There’s a different way to tell Singer’s story. It says that groups which manage to coordinate in ever-more intricate networks will outcompete rival groups. That the expanding circle has so far been economically and militarily advantageous for all who adopt it. (Robert Wright’s NonZero makes this claim quite convincingly.) What Singer calls ethical progress is really an expansion of the scale of coordination for ultimately selfish and evolutionary purposes. A friend, Ari Holtzman, has argued that non-human animals will never gain full ethical recognition, as Singer’s model predicts, because they cannot negotiate with us. They cannot enter into coordinative contracts, or make demands like a union—and that it is silly to think there is any other force compels
I think this argument may be incomplete and flawed, but it’s a provocative and useful starting place. We find lambs cute, but most of us still eat them—so why do we think our empathy's expanding, and not just our wealth?

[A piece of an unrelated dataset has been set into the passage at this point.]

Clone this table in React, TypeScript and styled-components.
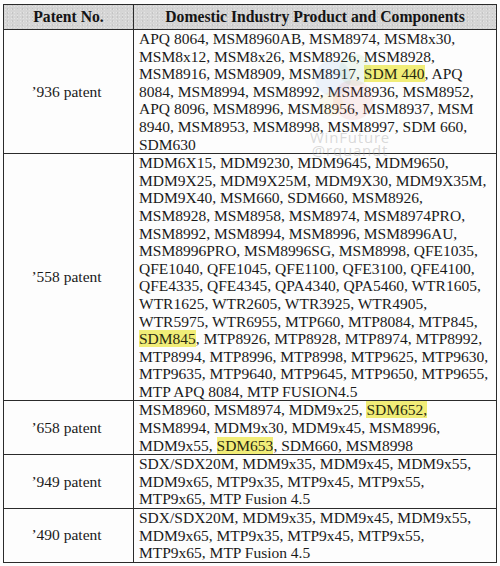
import React from "react";
import styled, { createGlobalStyle } from "styled-components";

const Global = createGlobalStyle`
  html, body { margin: 0; padding: 0; background: #fdfdfd; }
  body { font-family: "Liberation Serif", "Times New Roman", serif; color: #1a1a1a; }
`;

const Page = styled.div`
  position: relative;
  width: 500px;
  height: 566px;
  overflow: hidden;
  padding: 4px 3px 0 3px;
  box-sizing: border-box;
`;

const Table = styled.div`
  display: grid;
  grid-template-columns: 130px 1fr;
  border: 1px solid #2b2b2b;
  border-bottom: none;
`;

const HeadCell = styled.div<{ $last?: boolean }>`
  background: #d5d5d5;
  background-image: radial-gradient(rgba(255,255,255,0.35) 0.8px, transparent 1px),
    radial-gradient(rgba(120,120,120,0.18) 0.8px, transparent 1px);
  background-size: 3px 3px, 5px 4px;
  background-position: 0 0, 1px 2px;
  font-weight: bold;
  font-size: 15.7px;
  line-height: 24px;
  text-align: center;
  color: #141414;
  border-bottom: 1px solid #2b2b2b;
  border-right: ${(p) => (p.$last ? "none" : "1px solid #2b2b2b")};
`;

const LabelCell = styled.div`
  display: flex;
  align-items: center;
  justify-content: center;
  font-size: 15.5px;
  padding-right: 4px;
  border-right: 1px solid #2b2b2b;
  border-bottom: 1px solid #2b2b2b;
`;

const ListCell = styled.div`
  font-size: 15.5px;
  line-height: 17.6px;
  padding: 0 0 0 5px;
  border-bottom: 1px solid #2b2b2b;
`;

const Line = styled.div`
  white-space: nowrap;
  width: fit-content;
`;

const Mark = styled.span`
  background: #f1ed78;
  color: #2a2a10;
`;

const Watermark = styled.div`
  position: absolute;
  left: 300px;
  top: 48px;
  width: 100px;
  pointer-events: none;
  text-align: center;
  font-family: "Open Sans", "DejaVu Sans", sans-serif;
  color: rgba(160, 160, 160, 0.4);
`;

const WmText = styled.div<{ $size: number }>`
  font-size: ${(p) => p.$size}px;
  line-height: 13px;
  letter-spacing: 0.8px;
`;

type Row = { label: string; lines: string[] };

const rows: Row[] = [
  {
    label: "\u2019936 patent",
    lines: [
      "APQ 8064, MSM8960AB, MSM8974, MSM8x30,",
      "MSM8x12, MSM8x26, MSM8926, MSM8928,",
      "MSM8916, MSM8909, MSM8917, [SDM 440], APQ",
      "8084, MSM8994, MSM8992, MSM8936, MSM8952,",
      "APQ 8096, MSM8996, MSM8956, MSM8937, MSM",
      "8940, MSM8953, MSM8998, MSM8997, SDM 660,",
      "SDM630",
    ],
  },
  {
    label: "\u2019558 patent",
    lines: [
      "MDM6X15, MDM9230, MDM9645, MDM9650,",
      "MDM9X25, MDM9X25M, MDM9X30, MDM9X35M,",
      "MDM9X40, MSM660, SDM660, MSM8926,",
      "MSM8928, MSM8958, MSM8974, MSM8974PRO,",
      "MSM8992, MSM8994, MSM8996, MSM8996AU,",
      "MSM8996PRO, MSM8996SG, MSM8998, QFE1035,",
      "QFE1040, QFE1045, QFE1100, QFE3100, QFE4100,",
      "QFE4335, QFE4345, QPA4340, QPA5460, WTR1605,",
      "WTR1625, WTR2605, WTR3925, WTR4905,",
      "WTR5975, WTR6955, MTP660, MTP8084, MTP845,",
      "[SDM845], MTP8926, MTP8928, MTP8974, MTP8992,",
      "MTP8994, MTP8996, MTP8998, MTP9625, MTP9630,",
      "MTP9635, MTP9640, MTP9645, MTP9650, MTP9655,",
      "MTP APQ 8084, MTP FUSION4.5",
    ],
  },
  {
    label: "\u2019658 patent",
    lines: [
      "MSM8960, MSM8974, MDM9x25, [SDM652,]",
      "MSM8994, MDM9x30, MDM9x45, MSM8996,",
      "MDM9x55, [SDM653], SDM660, MSM8998",
    ],
  },
  {
    label: "\u2019949 patent",
    lines: [
      "SDX/SDX20M, MDM9x35, MDM9x45, MDM9x55,",
      "MDM9x65, MTP9x35, MTP9x45, MTP9x55,",
      "MTP9x65, MTP Fusion 4.5",
    ],
  },
  {
    label: "\u2019490 patent",
    lines: [
      "SDX/SDX20M, MDM9x35, MDM9x45, MDM9x55,",
      "MDM9x65, MTP9x35, MTP9x45, MTP9x55,",
      "MTP9x65, MTP Fusion 4.5",
    ],
  },
];

function renderLine(text: string) {
  const parts = text.split(/(\[[^\]]+\])/g).filter(Boolean);
  return parts.map((p, i) =>
    p.startsWith("[") ? <Mark key={i}>{p.slice(1, -1)}</Mark> : <React.Fragment key={i}>{p}</React.Fragment>
  );
}

export default function App() {
  return (
    <Page>
      <Global />
      <Table>
        <HeadCell>Patent No.</HeadCell>
        <HeadCell $last>Domestic Industry Product and Components</HeadCell>
        {rows.map((r) => (
          <React.Fragment key={r.label}>
            <LabelCell>{r.label}</LabelCell>
            <ListCell>
              {r.lines.map((l, i) => (
                <Line key={i}>{renderLine(l)}</Line>
              ))}
            </ListCell>
          </React.Fragment>
        ))}
      </Table>
      <Watermark>
        <svg width="90" height="78" viewBox="0 0 90 78">
          <circle cx="28" cy="30" r="18" fill="rgba(90,150,230,0.10)" />
          <circle cx="50" cy="22" r="16" fill="rgba(120,200,120,0.10)" />
          <circle cx="48" cy="52" r="20" fill="rgba(230,110,110,0.11)" />
          <circle cx="26" cy="56" r="12" fill="rgba(240,210,90,0.10)" />
        </svg>
        <WmText $size={15}>WinFuture</WmText>
        <WmText $size={15}>@rquandt</WmText>
      </Watermark>
    </Page>
  );
}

Will we only give up factory farming when it is cheaper to grow meat in lab-vats? .
One qualification of Holtzman’s argument is that explicit linguistic contracts are not the only kind of contracts which exist. Nature forms evolutionary contracts constantly; we have entered into one with our pets, and all domesticated animals. There is a kind of bargaining that happens evolutionarily—an equilibrium must be found—but it’s not clear that a dairy cow has any leverage in this predator-prey relationship. Can it throw its weight around and say, I demand better treatment? Can it say, If you treat me better, you’ll be better off yourself? Human beings can do that, they do it constantly, and it’s a big part of why we all get along. A state or individual or union will demonstrate its resolve and its power through protest, tariff, or strike, and secure demands. This is a major driver of ethical progress: a group demands a level of respect and status, and has the leverage to secure it. Perhaps moral value is never freely given—perhaps it is always demanded at cost.
The hope—or cope—for perseverance ethics, taken seriously, is that what we think of as “justice” and what we know to be power are one and the same. This view looks at the expansion of rights as an economically dominant move, as well as an ethical. What PE suggests is that ethical moves are always win-wins, or global victories: forms of coordination which benefit both parties. Hence the parasite and its host, over the long-term, became symbiotes. And blood feud—an extreme case of local victory as global defeat—eventually extinguishes the feuding lines.
I have my skepticisms. But these ideas have tempted me greatly, in recent months, and I wanted to set them down to start a conversation—or else to be pointed to existing conversations which touch on these themes.